I have the following function, that I want to minimise using boolean algebra:
$$y = \bar{s} \cdot \bar{u} + s \cdot \bar{u}+s \cdot u$$
Here's my attempt:
$$\bar{s} \cdot \bar{u} + s \cdot \bar{u}+s \cdot u = \bar{u} \cdot (\bar{s} +s)+s \cdot u = \bar{u} \cdot 1+s \cdot u=\bar{u} + s \cdot u = \bar{u} +s$$
In the last step I used the absorption property but I was wondering if there is another way to solve:
$$\bar{u} + s \cdot u$$
Here is how I would solve it.
$$y=s'u' + su' + su $$ $$y=u'(s'+s)+su $$ $$y=u'+su $$ $$y=u'+s $$ Note that I use a slightly different notation, where \$\bar{s}=s' \$.
\$\rule{17cm}{0.4pt} \$ Proof that \$u'+su=u'+s \$
$$u'+su $$ The associative theorem states: \$x+yz = (x+y) \cdot (x+z) \$ $$(u'+u) \cdot (u'+s) $$ $$1 \cdot(u'+s) $$ $$u'+s $$
In boolean algebra you can duplicate a term without altering the final result, sometimes this makes things easier to simplify.

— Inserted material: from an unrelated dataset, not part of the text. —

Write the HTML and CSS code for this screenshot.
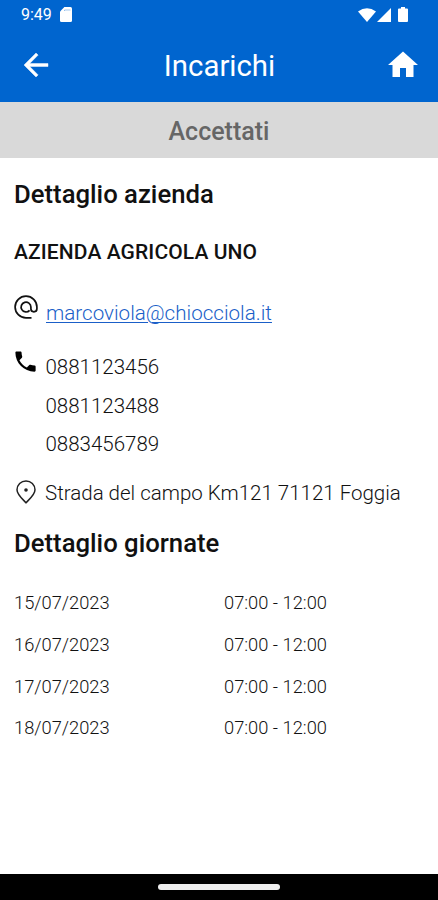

$$y = \bar{s} \cdot \bar{u} + s \cdot \bar{u}+s \cdot u$$
We notice that \$s \cdot \bar{u}\$ can be combined with both of the other two terms to produce simpler terms, so we duplicate it.
$$y = \bar{s} \cdot \bar{u} + s \cdot \bar{u}+ s \cdot \bar{u}+s \cdot u$$
$$y = (\bar{s} + s) \cdot \bar{u}+ s \cdot (\bar{u}+ u)$$
$$y = \bar{u}+ s $$